Dieser hohe Takt ist aber auch notwendig. Viele Leute wollen mitfahren. Im Bus gibt es in der Regel immer dichtes Gedränge. Eine Eigenart der lokalen Fahrgäste ist es, sich sofort nachdem sich Bus oder Bahn nach einer Haltestelle wieder in Bewegung gesetzt hat zur Tür durchzudrängeln, statt einfach zu warten bis Bus oder Bahn an der gewünschten Haltestelle angekommen ist.
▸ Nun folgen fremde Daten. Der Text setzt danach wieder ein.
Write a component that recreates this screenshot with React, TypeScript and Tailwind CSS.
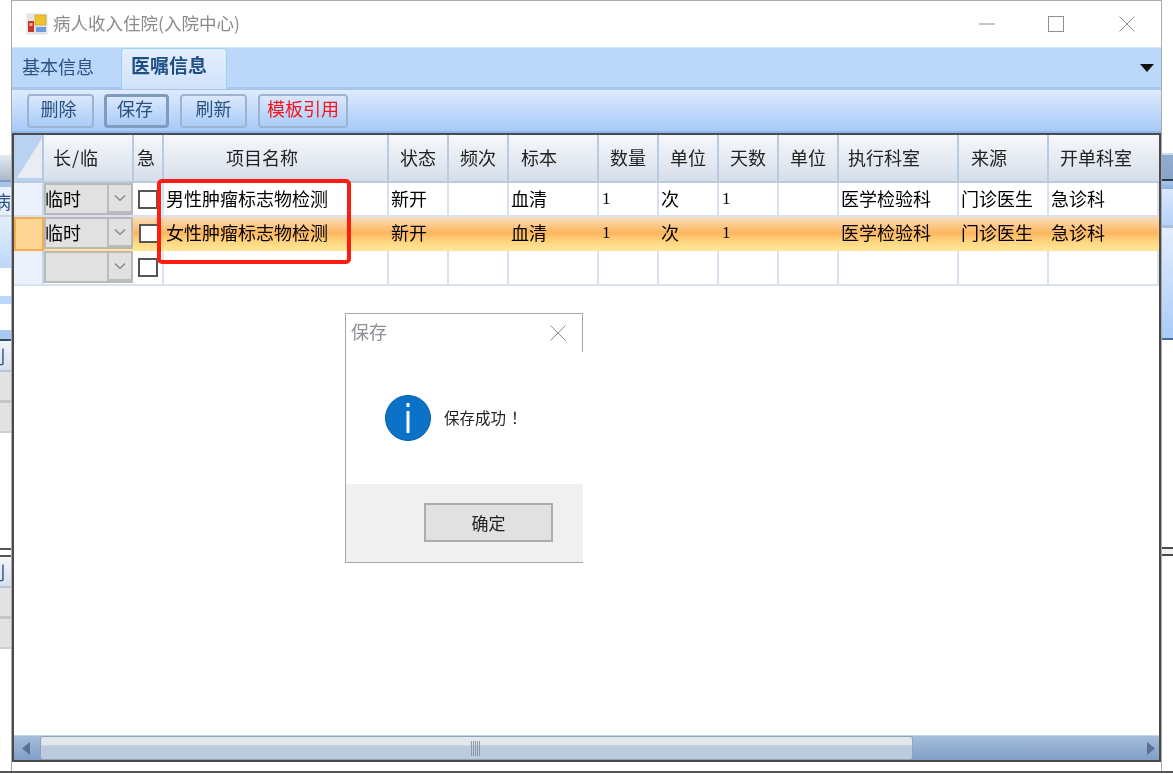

Die Busse stammen übrigens ausnahmslos aus einheimischer Produktion. Entweder von MAZ, der Minsker Autofabrik, Hauptsächlich Autobusse, oder von Belkommunmasch, Trolleybusse und Straßenbahnen. Viele davon sind recht modern, wenn überhaupt erst wenige Jahre alt. Bei den älteren Modellen erlebt man manchmal kleinere Ausfallerscheinungen. Innerhalb von 24 Stunden brachen einmal zwei Busse unter meinen Füßen zusammen. Erster Vorfall: Der Bus ist normal unterwegs. Auf einmal gibt es einen lauten Knall mit Erschütterung. An der nächsten Haltestelle müssen alle aussteigen. Irgendwas war zerbrochen. Zweiter Vorfall: Schon beim Betreten des Buses ist Brandgeruch wahrnehmbar, Rauch oder Flammen aber nicht. Trotzdem geht es ab der nächsten Haltestelle nicht mehr weiter. Bus kaputt.
Busfahrer, unter denen weder Frauen noch 20-jährige Ausnahmen sind, tragen normale Straßenkleidung. Sie sitzen in einem extra Abteil, von den Fahrgästen abgetrennt. Das Abteil haben sie oft aufwendig und individuell dekoriert. Scheinbar hat jeder Busfahrer jeden Tag den selben Bus. Man beachte zum Beispiel beim Bus unten – übrigens ein neueres Modell von Belkommunmasch – die farbigen Seitenspiegel oder die nicht serienmäßigen Radkappen. Jetzt im Sommer haben sie darüber hinaus immer die Fahrertür offen, so gibt es mehr Frischluft. Außerdem rauchen sie in dem Abteil gern während der Fahrt.